Est-il juste et biblique de faire la distinction suivante : A l’Etat la mission d’assurer la stabilité et la prospérité de la nation ; à l’Eglise celle de s’occuper seule des migrants ? [Philippe]

Dans la perspective biblique, l’autorité de l’Etat lui est déléguée par Dieu pour assurer le bien-être de tous, la justice, bref garantir à chacun liberté et protection éventuelle des plus faibles contre les plus forts, violents, exploiteurs, et autres oppresseurs. Lire par exemple Romains ch.13… Parmi les faibles et les opprimés aujourd’hui, il y a aussi ceux et celles qui, obligés de fuir dictatures, persécutions ou misères se voient déboutés du droit d’asile pour des raisons souvent électoralistes, notamment dans notre pays qui vient de durcir ses conditions d’accueil. Il est clair que les chrétiens (Eglises, associations) ne suffiront pas à la tâche pour suppléer à cette défaillance de l’Etat à assurer la justice, et heureusement que bien des non-croyants viennent en aide à ces gens en détresse sur la simple base d’un devoir d’humanité !

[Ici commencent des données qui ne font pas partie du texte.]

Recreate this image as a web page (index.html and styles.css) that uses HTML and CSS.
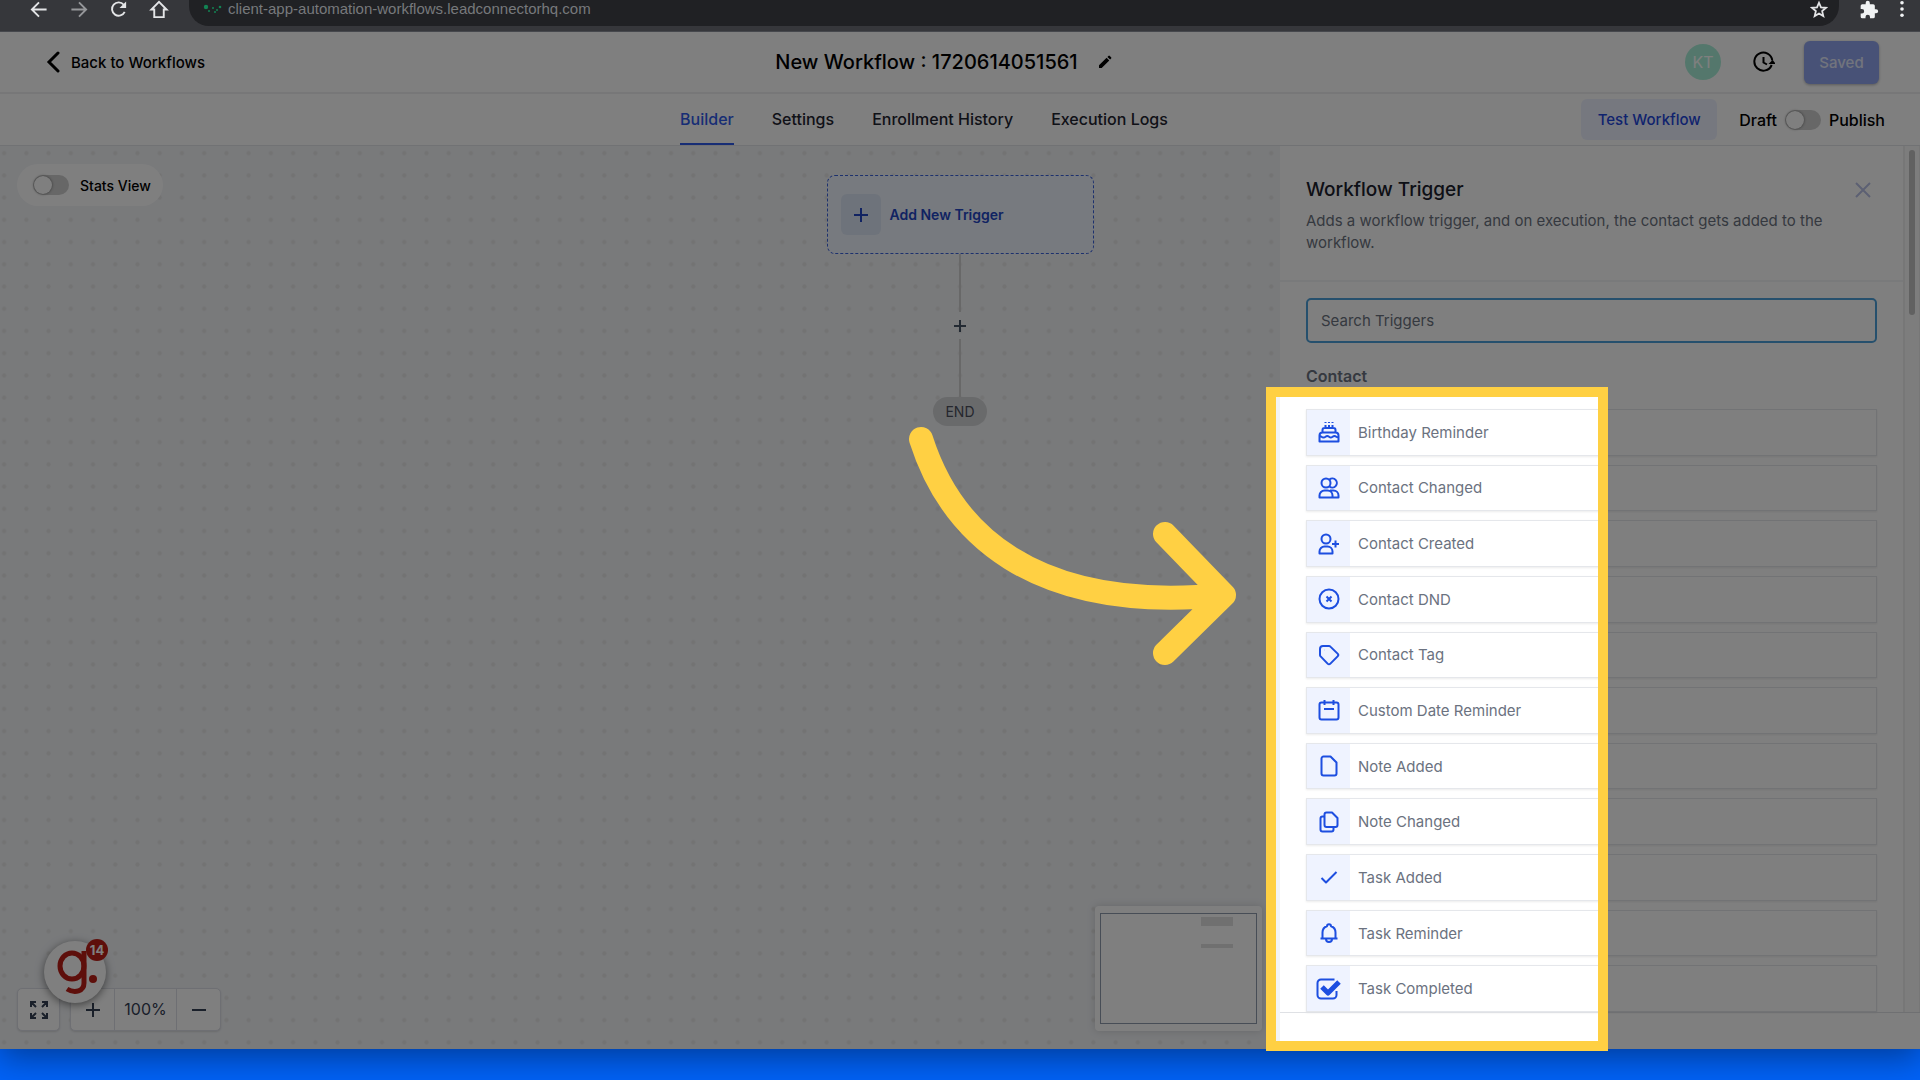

Nous devons donc respecter les personnes investies d’autorité (gouvernement, élus, magistrats, forces de l’ordre, etc), prier pour elles, mais aussi ne pas hésiter à les interpeller, voire à leur résister (pacifiquement bien sûr) quant elles dérogent au mandat qui est le leur. D’autre part, je voudrais lever une ambiguïté dans la formulation de votre question : en quoi la stabilité et la prospérité d’une nation seraient-elles menacées par une politique généreuse d’accueil et d’intégration ? Ceux qui bravent mille dangers et endurent mille épreuves pour parvenir en Europe constituent une élite profitable aux pays d’accueil. C’est ce que Louis XIV a oublié en révoquant l’Edit de Nantes, en 1685 : des centaines de milliers de protestants sont allés enrichir la Suisse, l’Allemagne, les Pays-Bas, etc. de leur savoir-faire et de leur dynamisme.